Absolute Cold | Space Time

Absolute zero—0 K, or −273.15 °C—sounds like a reachable finish line, but physics says it’s not. Even when experiments push temperatures to less than a billionth of a Kelvin, quantum mechanics keeps a stubborn floor under how cold matter can get. The reason is the Heisenberg Uncertainty Principle: trying to make particles perfectly still would require fixing their position precisely, which forces their momentum to become uncertain and fluctuate. Those unavoidable fluctuations translate into a minimum “zero-point energy,” meaning particles retain a tiny amount of motion even at the coldest possible temperatures. As a result, absolute zero remains unattainable, and the quest for lower temperatures instead becomes a probe of the quantum vacuum itself.

Cooling does more than reduce motion—it changes what kinds of collective quantum states matter can form. At ordinary temperatures, particles occupy many energy levels and their thermal behavior looks smooth. At the cold end of the spectrum, quantum rules dominate: particles can only occupy discrete energy states, and the light they emit reveals that structure through black-body radiation described by Planck’s law. When energy is sapped far enough, some substances undergo a Bose–Einstein condensation, where nearly all particles collapse into the lowest energy state and share a single coherent wave function. That shared quantum identity suppresses individual excitations, letting the material flow without resistance—an effect that becomes superconductivity in solids via Cooper pairs, and becomes superfluidity in fluids.

Superfluids are striking because they have zero viscosity and can do things ordinary liquids cannot: pass through tiny openings, sustain persistent whirlpools, and even climb up and over the walls of their container. In labs, only one substance is known to reliably produce a superfluid under achievable conditions: Helium, especially Helium-4. Helium-4’s total spin is zero, making it a boson, and bosons can pile into the same quantum state—unlike fermions, which resist sharing states. Helium’s other key trait is “unfreezability”: it stays liquid down to the lowest temperatures, while most materials freeze before they can reach the conditions needed for Bose–Einstein condensation.

The deeper implication is that the universe’s emptiness isn’t truly empty. Quantum fields filling space fluctuate even without heat or light, producing vacuum energy. Some fields may also have intrinsic zero-point energy, connecting to ideas like the Higgs mechanism and possibly to inflation and dark energy.
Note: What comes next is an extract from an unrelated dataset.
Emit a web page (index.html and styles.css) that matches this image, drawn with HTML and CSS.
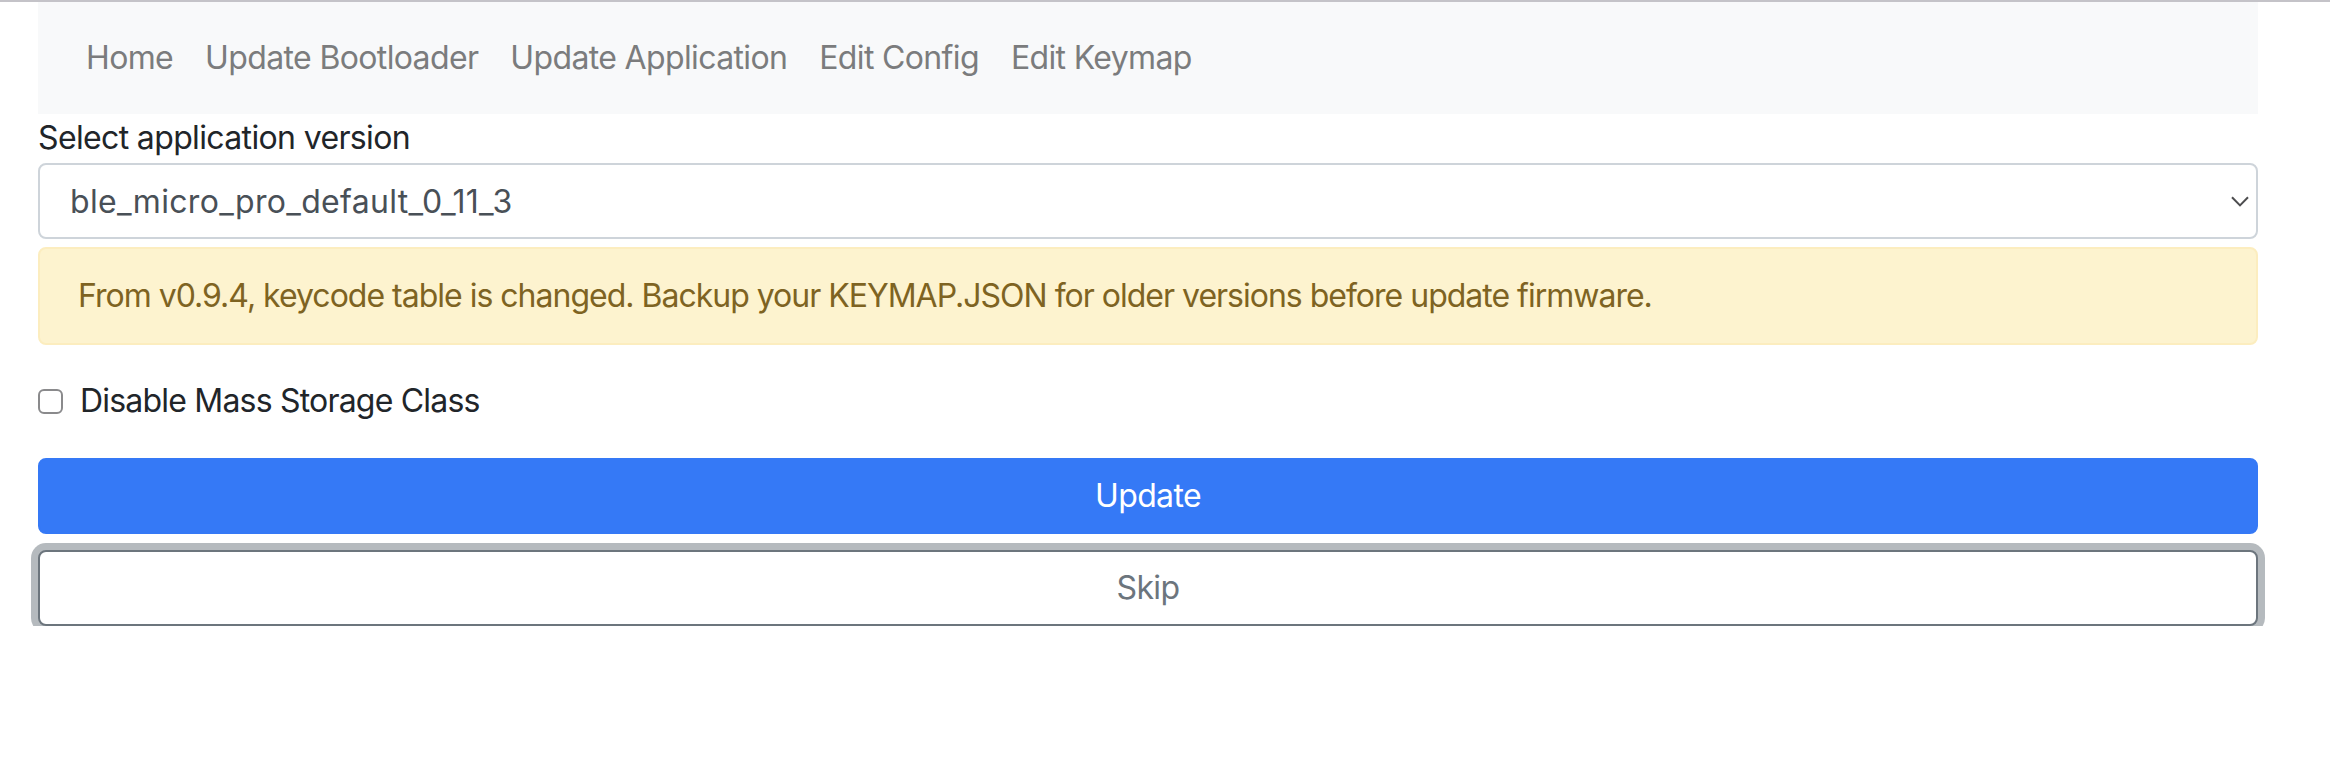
FILE: index.html
```html
<!DOCTYPE html>
<html lang="en">
<head>
<meta charset="utf-8">
<title>BLE Micro Pro Web Configurator</title>
<link rel="stylesheet" href="styles.css">
</head>
<body>
<div class="topline"></div>
<div class="container">
  <nav class="navbar">
    <a class="nav-link" href="#">Home</a>
    <a class="nav-link" href="#">Update Bootloader</a>
    <a class="nav-link" href="#">Update Application</a>
    <a class="nav-link" href="#">Edit Config</a>
    <a class="nav-link" href="#">Edit Keymap</a>
  </nav>
  <form class="form">
    <label class="form-label">Select application version</label>
    <div class="select">
      <span class="select-value">ble_micro_pro_default_0_11_3</span>
      <svg class="select-arrow" width="18" height="11" viewBox="0 0 18 11"><path d="M1 1.2 L9 9.4 L17 1.2" fill="none" stroke="#4d4d4f" stroke-width="2"/></svg>
    </div>
    <div class="alert">From v0.9.4, keycode table is changed. Backup your KEYMAP.JSON for older versions before update firmware.</div>
    <label class="form-check"><input type="checkbox" class="check"><span class="check-label">Disable Mass Storage Class</span></label>
    <button type="button" class="btn btn-primary">Update</button>
    <button type="button" class="btn btn-outline">Skip</button>
  </form>
</div>
</body>
</html>
```
FILE: styles.css
```css
* { box-sizing: border-box; }
html, body {
  margin: 0;
  padding: 0;
  background: #ffffff;
}
body {
  font-family: Inter, "Liberation Sans", sans-serif;
  font-size: 32px;
  letter-spacing: -0.02em;
  color: #212529;
}
.topline {
  height: 2px;
  background: #c4c3c8;
}
.container {
  margin: 0 72px 0 38px;
}
.navbar {
  display: flex;
  background: #f8f9fa;
  padding: 16px 32px;
}
.nav-link {
  display: block;
  padding: 16px;
  line-height: 48px;
  color: #7b7c7d;
  text-decoration: none;
}
.form {
  display: flex;
  flex-direction: column;
}
.form-label {
  display: block;
  line-height: 48px;
  margin-bottom: 1px;
  color: #212529;
}
.select {
  display: flex;
  align-items: center;
  justify-content: space-between;
  height: 76px;
  border: 2px solid #ced4da;
  border-radius: 8px;
  padding: 0 7px 0 30px;
  color: #495057;
  background: #fff;
  letter-spacing: 0.3px;
}
.select-arrow {
  display: block;
  flex: none;
}
.alert {
  margin-top: 8px;
  margin-bottom: 32px;
  padding: 23px 38px;
  line-height: 48px;
  background: #fdf3cf;
  border: 2px solid #fcedbf;
  border-radius: 8px;
  color: #7e6322;
  letter-spacing: -1px;
}
.form-check {
  display: flex;
  align-items: center;
  line-height: 48px;
  margin-bottom: 33px;
  color: #212529;
  letter-spacing: -0.025em;
}
.check {
  appearance: none;
  -webkit-appearance: none;
  width: 25px;
  height: 25px;
  margin: 0 17px 0 0;
  border: 2px solid #8a8a8c;
  border-radius: 6px;
  background: #fff;
  flex: none;
}
.btn {
  display: block;
  width: 100%;
  height: 76px;
  border-radius: 8px;
  font-family: inherit;
  font-size: 32px;
  letter-spacing: -0.02em;
  line-height: 48px;
  padding: 12px 24px;
  text-align: center;
}
.btn-primary {
  background: #3579f6;
  border: 2px solid #3579f6;
  color: #ffffff;
}
.btn-outline {
  margin-top: 16px;
  background: #ffffff;
  border: 2px solid #6c757d;
  color: #6c757d;
  box-shadow: 0 0 0 7px rgba(108, 117, 125, 0.5);
}
```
In other words, the limit to cold isn’t just a technical barrier—it’s a window into why spacetime retains quantum activity even when thermal energy is stripped away.

The episode also pivots briefly to Space Time Journal Club, discussing a potential observation of a binary pair of supermassive black holes separated by about one light-year, and how their eventual merger timescales could be far shorter than billions of years if gas dynamics help drain angular momentum. It further notes that galaxy centers teem with stars and stellar remnants, and that orbital motion would imply long periods even if the pair is gravitationally bound.